Meraih Berkah Bulan Ramadan (21)

Kita telah tiba di sepuluh hari terakhir bulan Ramadan. Hari-hari ini mengingatkan terbenamnya mentari keadilan Ali bin Abi Thalib as.

Amirul Mukminin Ali as menjadi tamu putrinya Ummu Kultsum pada malam terakhir hidupnya, tetapi suasana hatinya berubah dan lebih gelisah dari sebelumnya. Pada saat berbuka puasa, beliau berbuka puasa dengan sepotong roti dan garam. Dia sering keluar kamar dan melihat ke langit dan berkata, Saya bersumpah demi Allah, saya tidak berbohong dan saya tidak pernah dibohongi. Ini adalah malam saya dijanjikan syahadah.

Malam itu, Ali as berdiri melakukan salat sampai Subuh dengan penuh kecintaan dan kehadiran hati, seolah-olah dia tidak mendengar atau melihat apapun. Mendekati salat Subuh, beliau berjalan dengan langkah lambat ke masjid. Beberapa saat kemudian, suara doa Ali bergema di dalam masjid. Dengan kehadirannya, orang-orang beriman bergerak menuju masjid dan berdiri di belakangnya untuk salat.

Ketika dia mengangkat kepalanya dari sujud pada rakaat pertama, pedang kebencian dan kebodohan membelah kepala suci itu, sehingga jenggot beliau berwarna merah oleh darah, kemudian Imam Ali as mengeluarkan ungkapan kebahagiaannya, "Bismillah Wabillah Wa'ala Millati Rasulillah, Fuztu Wa Rabbil Ka'bah." Setelah itu terdengar suara Jibril bergema di antara langit dan bumi, Aku bersumpah demi Allah bahwa tiang-tiang hidayah telah dipatahkan, bintang-bintang ilmu kenabian menjadi gelap, dan tanda-tanda kesalehan telah dipalingkan, dan kepercayaan ilahi telah dipatahkan.

Pemerintahan Imam Ali as tidak lebih dari lima tahun, tetapi kali ini cukup bagi orang untuk menyentuh keadilan dalam arti literal dan menemukan perbedaan antara pemimpin ilahi dan pemimpin lainnya. Amirul Mukmini as tidak seperti para penguasa yang haus kekuasaan dan mendominasi rakyat dengan berbagai cara, sebagai hamba Allah, beliau sangat bersemangat untuk melayani dan selalu bersama rakyat untuk tujuan ini. Dalam pemerintahan yang dasarnya penghambaan kepada Allah, jarak antara rakyat dan pemimpin masyarakat sangat kecil.
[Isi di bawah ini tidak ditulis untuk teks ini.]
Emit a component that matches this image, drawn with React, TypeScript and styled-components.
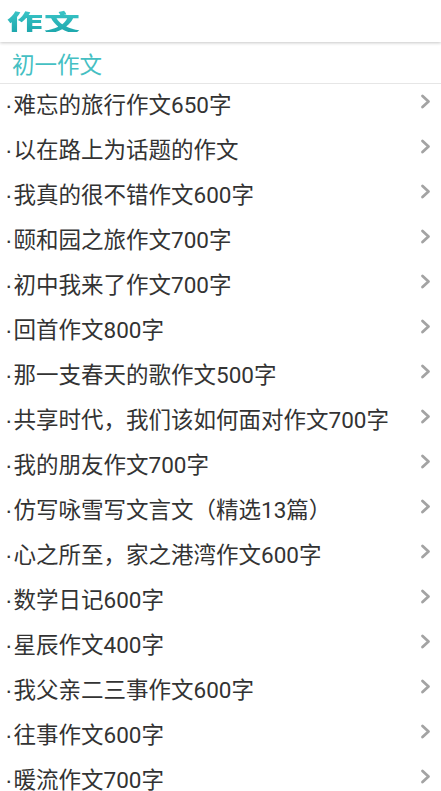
import { createGlobalStyle, styled } from "styled-components";

const GlobalStyle = createGlobalStyle`
    html, body {
        margin: 0;
        padding: 0;
        background: #ffffff;
        overflow: hidden;
    }
    body {
        font-family: Roboto, "Noto Sans CJK SC", sans-serif;
    }
`;

const Screen = styled.div`
    width: 441px;
    height: 791px;
    display: flex;
    flex-direction: column;
    overflow: hidden;
    background: #ffffff;
`;

const TopBar = styled.header`
    flex-shrink: 0;
    height: 42px;
    display: flex;
    align-items: center;
    padding-left: 7px;
    box-sizing: border-box;
    box-shadow: 0 1px 3px rgba(0, 0, 0, 0.22);
    position: relative;
    z-index: 1;
`;

const Logo = styled.h1`
    margin: 0;
    font-family: "Noto Sans CJK SC", sans-serif;
    font-size: 28px;
    font-weight: 900;
    line-height: 1;
    letter-spacing: 1px;
    background: linear-gradient(180deg, #3cc6c8 0%, #1ea8ad 100%);
    -webkit-background-clip: text;
    background-clip: text;
    color: transparent;
    transform: scale(1.28, 0.8);
    transform-origin: left center;
`;

const SectionTitle = styled.div`
    flex-shrink: 0;
    height: 42px;
    display: flex;
    align-items: center;
    padding-left: 12px;
    box-sizing: border-box;
    font-size: 22.5px;
    color: #45bfc3;
    border-bottom: 1px solid #e6e6e6;
`;

const List = styled.ul`
    flex-shrink: 0;
    list-style: none;
    margin: 0;
    padding: 0;
`;

const Row = styled.li`
    height: 45px;
    display: flex;
    align-items: center;
    justify-content: space-between;
    padding: 0 10px 0 5px;
    box-sizing: border-box;
`;

const Title = styled.span`
    font-size: 22.5px;
    color: #333333;
    white-space: nowrap;
    padding-bottom: 8px;
`;

const Dot = styled.span`
    font-family: "Liberation Sans", sans-serif;
    margin-right: 1px;
`;

const Chevron = styled.svg`
    width: 11px;
    height: 15px;
    flex-shrink: 0;
    margin-bottom: 10px;
`;

const items = [
    "难忘的旅行作文650字",
    "以在路上为话题的作文",
    "我真的很不错作文600字",
    "颐和园之旅作文700字",
    "初中我来了作文700字",
    "回首作文800字",
    "那一支春天的歌作文500字",
    "共享时代，我们该如何面对作文700字",
    "我的朋友作文700字",
    "仿写咏雪写文言文（精选13篇）",
    "心之所至，家之港湾作文600字",
    "数学日记600字",
    "星辰作文400字",
    "我父亲二三事作文600字",
    "往事作文600字",
    "暖流作文700字",
];

const App = () => {
    return (
        <Screen>
            <GlobalStyle />
            <TopBar>
                <Logo>作文</Logo>
            </TopBar>
            <SectionTitle>初一作文</SectionTitle>
            <List>
                {items.map((item) => (
                    <Row key={item}>
                        <Title>
                            <Dot>·</Dot>
                            {item}
                        </Title>
                        <Chevron viewBox="0 0 11 15">
                            <path d="M2.5 2 L8.5 7.5 L2.5 13" fill="none" stroke="#a3a3a3" strokeWidth="2.8" strokeLinecap="round" strokeLinejoin="round" />
                        </Chevron>
                    </Row>
                ))}
            </List>
        </Screen>
    );
};

export default App;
Karena keduanya memiliki struktur yang sama dan bekerja bergandengan tangan untuk tujuan bersama, dan setiap orang sama-sama bertanggung jawab atas hukum Allah. Pemerintah ini mengandalkan belas kasihan dan kasih sayang. Imam Ali as menulis dalam sebuah surat kepada gubernurnya, Malik Asytar, Pertama, beliau menyebut dirinya sebagai hamba yang melayahi dan setelah itu sebagai pemimpin masyarakat dan menulis, Tempatkan kasih sayang dan perilaku baik dengan masyarakat kebanyakan di dalam hatimu dan perlakukan mereka dengan cinta dan kebaikan. Jangan pernah menjadi pemangsa penghisap darah yang berharap untuk memakan mereka.

Kekuatan dan keberanian adalah karakteristik yang menonjol dari Imam Ali as. Dalam salah satu ayat Al-Qur'an, yang menggambarkan orang-orang beriman bahwa mereka adalah orang-orang yang keras dan tegas terhadap orang-orang kafir dan mereka adalah orang-orang yang paling lembut di antara mereka sendiri. Imam Ali as adalah contoh nyata dari sifat ilahi ini. Mereka yang berada di bawahnya, terutama anak yatim dan orang miskin, selalu memandangnya sebagai ayah yang baik hati, tetapi tidak ada yang lebih berani dan kuat dari Ali as di medan pertempuran dengan orang kafir dan musyrik dan membela keadilan dan hak-hak orang yang tertindas.